I think maybe that's what we forgot to do with Ed.

Ed and I spoke on the phone for over two hours, and he was a very good listener and made me feel heard, even as we disagreed. When I asked him to tell me what he had learned, he was willing to. But I had to ask. Could I outline some of it here? Sure. But I think that I'd rather you called him up and asked him for yourself; you might be surprised.

After 21 years in Reading, Ed left. He cited feeling unappreciated as his reason for leaving, I’m sure there were other factors that I’m ignorant of, but I’m also sure it’s at least part of it, and I can’t judge or blame him for that part of it.  I can’t say I wouldn’t do or feel the same.

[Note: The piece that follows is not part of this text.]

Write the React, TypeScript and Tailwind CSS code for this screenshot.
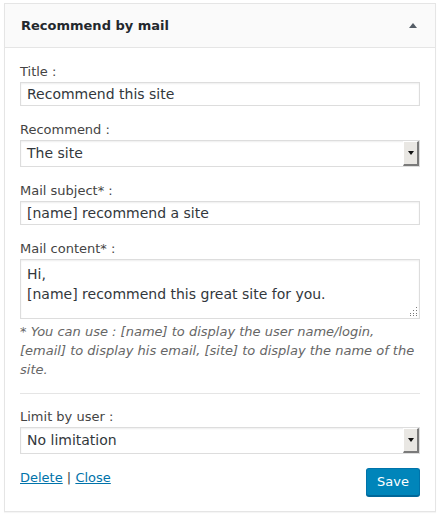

Our conversation reinforced my belief in the importance of sharing our stories, and being heard. And what happens to us individually and as a community when that doesn’t happen.

Before he knew I was not just involved but also one of its leaders, I asked Ed about the project he had wanted to, and helped to, shut down, and on and on he went. I listened, and then I told him about what the project meant to me, and to my teammates in the neighborhood. And I told him that it literally, physically caused me pain to sit and listen to him say the things he was saying.  (Many of them were just plain factually incorrect, others were gray, and still others I have since come to agree with him on.) And then we talked about that, and many other things, like the iterations of government he’s seen come and go, and about his (and others’) concern that a small handful of major non-profit organizations & funders run too much of the city, and then also about gardening and art.

It’s easy to dismiss Ed, easy to roll our eyes or poke fun at his approach, sort of like I was doing at the Forest Inn, or to ignore him entirely (and you may choose to both disengage with someone on social media, and then still have a real conversation with them). But learning how to engage with Ed the archetype - and listening to the insight that Ed Terrell the community elder, along with other community elders, can offer- are both keys to Reading’s success. Should we miss either, we miss important lessons in taking ourselves and our community to its next better iteration.